By happenstance I spotted Bob and his wife at the Safety Briefing (muster drill) the first day on board my current cruise on the Carnival Breeze. We spoke very briefly on the way out, but then I ran into him again on Deck5, at Ocean Plaza, a few days later. I asked if we could arrange a time for an interview. He invited me to sit down right then.
When the CruiseMates website first went live on the Internet, the very first group cruise we put together for reader’s of the site was a cruise with Bob Dickinson. He as so kind to our group. He dined with the group each night; and held several question and answer sessions for the group.
As this meeting, and pending interview, wasn’t planned, I of course hadn’t prepared any questions, as I normally would have to prepare for an interview.
As the “interview” began It seemed Bob was asking me as any questions as I was asking him, and I said to him… “this in an interview, who’s supposed to ask the questions? But Bob Dickinson is a very smart man, and he likely remembers the old adage; a smart man is a man who listens.
I asked what he thought of the new Carnival Breeze in comparison to the older ships in the Carnival family. He responded by asking me what I thought; what were my opinions impressions of the ship, and what makes it different? Why do I like it, and what sets it apart in my mind?
When Bob talks about Carnival, he still refers to it as “we”, which makes some sense since he’s on the Board of Directors. But, it also displays his continuing love and interest in the company and the industry.
This discussion eventually led us to talking about the new more open design of the ship’s interiors. We both agreed that one of the big positives on this ship are is the openness and airiness of the ship’s public rooms.
Bob also said one of the keys in his mind is the new design of the Lido Deck Marketplace, and the vastly improved and changing signage, allowingguests to easily see what is being offered where.
Bob said “the design has been an ongoing evolution, and has been inspired by the designs of the ship’s in Carnival’s European companies; Costa Cruise Line, and AIDA“.
I found it interesting that they have taken the lead on design from their European brands. Of course, we all know, by far, the vast majority of cruise ships are built in European shipyards. However, perhaps naively, I hadn’t thought about the design updates being led by European trends.
It’s been several years since I’ve sailed on a Costa ship, and I’ve never sailed AIDA, so my experience is very limited.
Bob went on to explain, “ On those ships, the layout of public areas is very open. There are very few walls between lounges and bars. You don’t go in or out of a door from one lounge to the next.

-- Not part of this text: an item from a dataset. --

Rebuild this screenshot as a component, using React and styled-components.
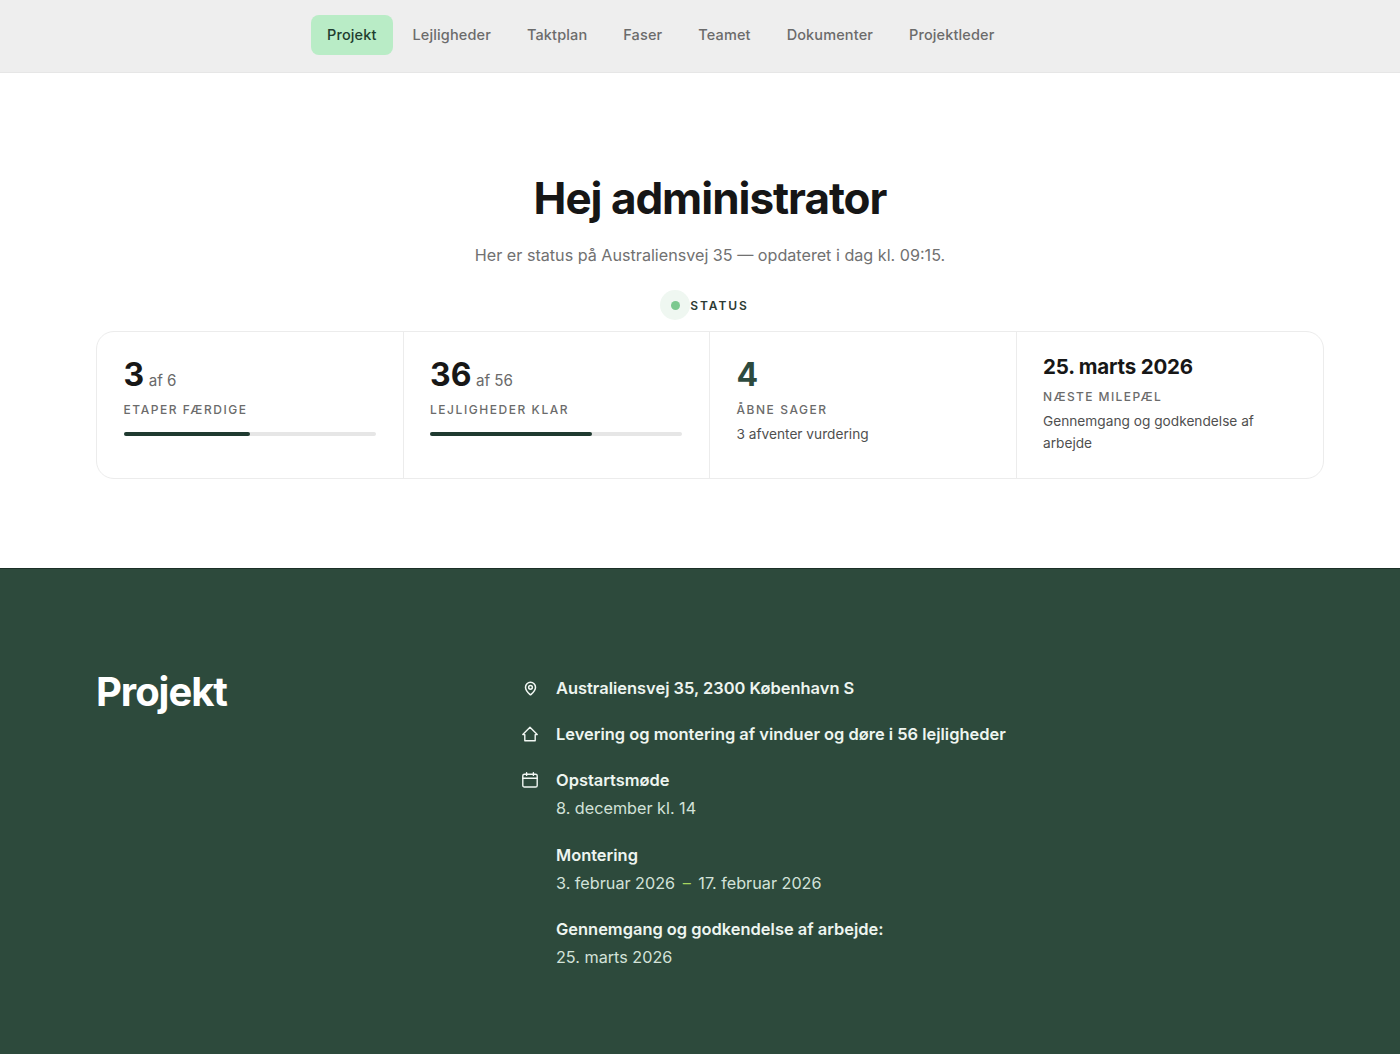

The traffic just flows through the ship”.
I do recall from my trips on Costa that their ships have an incredibly active night life - in the case of European cruises, that night life doesn’t even begin until after 10 P.M. and always runs well into the night, and next morning.

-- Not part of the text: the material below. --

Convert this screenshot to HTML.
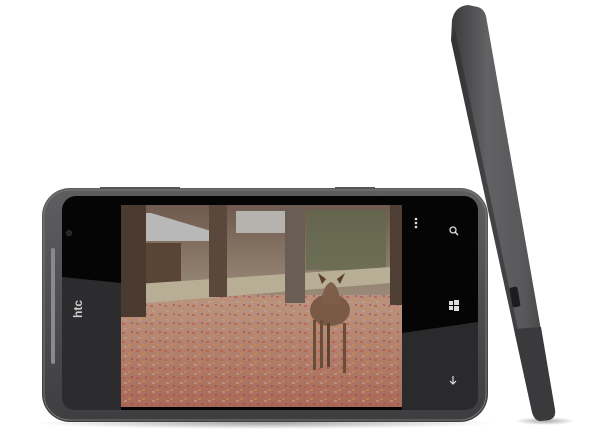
<!DOCTYPE html>
<html><head><style>
html,body{margin:0;padding:0;background:#fff;width:600px;height:439px;overflow:hidden;position:relative}
</style></head><body>
<svg width="600" height="439" viewBox="0 0 600 439" style="position:absolute;left:0;top:0">
<defs>
<linearGradient id="side" x1="0" y1="0" x2="1" y2="0">
<stop offset="0" stop-color="#3a3a3c"/><stop offset="0.35" stop-color="#626264"/><stop offset="0.7" stop-color="#58585a"/><stop offset="1" stop-color="#3c3c3e"/>
</linearGradient>
<linearGradient id="body" x1="0" y1="0" x2="0" y2="1">
<stop offset="0" stop-color="#5e5e60"/><stop offset="1" stop-color="#3e3e40"/>
</linearGradient>
<linearGradient id="ground" x1="0" y1="0" x2="0" y2="1">
<stop offset="0" stop-color="#b08478"/><stop offset="0.5" stop-color="#b8927e"/><stop offset="1" stop-color="#a86a58"/>
</linearGradient>
<linearGradient id="bg" x1="0" y1="0" x2="0" y2="1">
<stop offset="0" stop-color="#6e5a4e"/><stop offset="1" stop-color="#9a8a78"/>
</linearGradient>
<pattern id="leaves" width="14" height="9" patternUnits="userSpaceOnUse">
<rect x="1" y="1" width="3" height="2" fill="#c0503e" opacity="0.6"/>
<rect x="7" y="4" width="3" height="2" fill="#d08a4a" opacity="0.6"/>
<rect x="10" y="0" width="2" height="2" fill="#9c3c4a" opacity="0.5"/>
<rect x="3" y="6" width="3" height="2" fill="#c8a090" opacity="0.6"/>
</pattern>
<radialGradient id="shadow" cx="0.5" cy="0.5" r="0.5"><stop offset="0" stop-color="#000" stop-opacity="0.35"/><stop offset="1" stop-color="#000" stop-opacity="0"/></radialGradient>
</defs>
<ellipse cx="265" cy="423" rx="230" ry="6" fill="url(#shadow)"/>
<ellipse cx="545" cy="421" rx="30" ry="4" fill="url(#shadow)"/>
<!-- side phone -->
<path d="M452,20 Q455,6 468,5 L478,7 Q484,9 486,16 L555,410 Q556,418 549,420 L540,421 Q534,420 532,412 L451,40 Z" fill="url(#side)"/>
<path d="M451,40 L532,412 L537,420 L455,30 Z" fill="#2e2e30" opacity="0.6"/>
<path d="M514,329 L541,327 L555,410 Q556,418 549,420 L540,421 Q534,420 532,412 Z" fill="#3a3a3c"/>
<rect x="511" y="287" width="8" height="20" rx="2" fill="#1c1c1e" transform="rotate(-10 515 297)"/>
<!-- landscape phone -->
<rect x="42" y="188" width="446" height="234" rx="28" fill="url(#body)"/>
<rect x="44" y="190" width="442" height="230" rx="26" fill="none" stroke="#777" stroke-width="1"/>
<rect x="100" y="187" width="80" height="2" fill="#555"/>
<rect x="335" y="187" width="40" height="2" fill="#555"/>
<rect x="62" y="196" width="416" height="214" rx="14" fill="#050505"/>
<path d="M62,277 L121,283 L121,410 L76,410 Q62,410 62,396 Z" fill="#2c2c2e"/>
<path d="M402,333 L478,322 L478,396 Q478,410 464,410 L402,410 Z" fill="#2a2a2c"/>
<rect x="51" y="248" width="4" height="116" rx="2" fill="#8a8a8c"/>
<circle cx="69" cy="233" r="2.5" fill="#222" stroke="#333"/>
<text x="0" y="0" transform="translate(82,318) rotate(-90)" font-family="Liberation Sans, sans-serif" font-size="12" font-weight="bold" fill="#ccc">htc</text>
<!-- photo -->
<svg x="121" y="205" width="281" height="202" viewBox="0 0 281 202">
<rect width="281" height="202" fill="url(#ground)"/>
<rect y="88" width="281" height="114" fill="url(#leaves)"/>
<rect width="281" height="90" fill="url(#bg)"/>
<path d="M0,8 L30,8 L90,26 L90,36 L0,36 Z" fill="#b8b8b8"/>
<rect x="20" y="38" width="40" height="50" fill="#5a4436"/>
<path d="M115,6 L165,6 L165,28 L115,28 Z" fill="#b6b2ae"/>
<rect x="185" y="5" width="80" height="60" fill="#5f6a4c" opacity="0.7"/>
<path d="M0,80 L270,62 L270,78 L0,100 Z" fill="#b8ae96"/>
<rect x="0" y="0" width="25" height="112" fill="#4a3a30"/>
<rect x="88" y="0" width="18" height="92" fill="#5a483c"/>
<rect x="164" y="0" width="20" height="98" fill="#6a5e54"/>
<rect x="269" y="0" width="12" height="100" fill="#4e3e34"/>
<!-- deer -->
<ellipse cx="209" cy="105" rx="20" ry="16" fill="#7a5a44"/>
<path d="M200,98 Q202,80 210,77 Q218,80 220,100 Z" fill="#7e5e48"/>
<path d="M201,79 L197,68 L205,74 Z M219,79 L224,68 L216,74 Z" fill="#5a3e2e"/>
<rect x="192" y="115" width="3" height="50" fill="#6a4c3a"/>
<rect x="199" y="115" width="3" height="48" fill="#6a4c3a"/>
<rect x="206" y="118" width="3" height="44" fill="#5e4434"/>
<rect x="222" y="118" width="3" height="50" fill="#6a4c3a"/>
</svg>
<!-- right panel icons -->
<circle cx="416" cy="219" r="1.3" fill="#ddd"/><circle cx="416" cy="223" r="1.3" fill="#ddd"/><circle cx="416" cy="227" r="1.3" fill="#ddd"/>
<circle cx="453" cy="230" r="3" fill="none" stroke="#ddd" stroke-width="1.3"/><line x1="455" y1="232" x2="458" y2="235" stroke="#ddd" stroke-width="1.5"/>
<g fill="#ddd"><rect x="449" y="301" width="4" height="4"/><rect x="454" y="300" width="5" height="5"/><rect x="449" y="306" width="4" height="4"/><rect x="454" y="306" width="5" height="5"/></g>
<path d="M453,376 L453,384 M450,381 L453,384 L456,381" stroke="#ddd" stroke-width="1.2" fill="none"/>
</svg>
</body></html>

We went on to a discussion of the cruise industry in general.
Bob feels, the industry as a whole, even in some of the difficult economic times, has been enjoying a very reasonable level of success.
He says, “the success has come somewhat because of our ability to attract large numbers of repeater customers fairly easily”.
“Maybe we are not doing as well, or enough, to attract new first timer passengers”.
“A big focus for us now is to attract multi-generational groups (which I mentioned to him seems to be very true of the demographic on this cruise).
All of the research tells us the most important thing for the vast majority of people when choosing their vacation is FUN, and fun is what we strive to offer”.
“Of course fun means different things to different people. But there’s no vacation like cruising that can provide different fun for each generation”.
“Typically the most difficult group, in a multi-generational group, who feel their vacations are fun, is the middle generational group; the parents.
On non cruise vacations they are often the ones responsible for the driving, the choices, the decision making on what to do when, and where to do it, trying to make it fun for the others.
Yet, a cruise vacation relieves them of many of those stresses. There are programs on board for everyone to choose from which will provide fun for each them. It is Carnival’s goal to attempt to meet every generations criteria of what is fun.
Cruising today is not exclusionary. There’s no exclusive categories for cruisers, it’s good for those from 8 months to 80. There no limitations as to social cast, or to financial position”.
Bob, also spoke about Carnival making a conscious decision not to get into the “bigger is better” game. He said, “We made the decision not to step into building Mega Mega ships”.
“ We’d rather build more ships the size of the Carnival Breeze, at 130,000 tons. That offers us the ability to offer more itinerary choices, rather than have a ship that is 1/3 or ½ as large again as this, that must repeat only restricted itineraries.
I thank Bob for so generously allowing me to spontaneously disrupt his day in the midst of a cruise, for 45 or 50 minutes, and for so openly sharing his views on the industry and of personal life.
in that brief time I think he described very adeptly what why Carnival continues to be the most successful cruise line in the world, and continues to deliver the “Fun Ships“.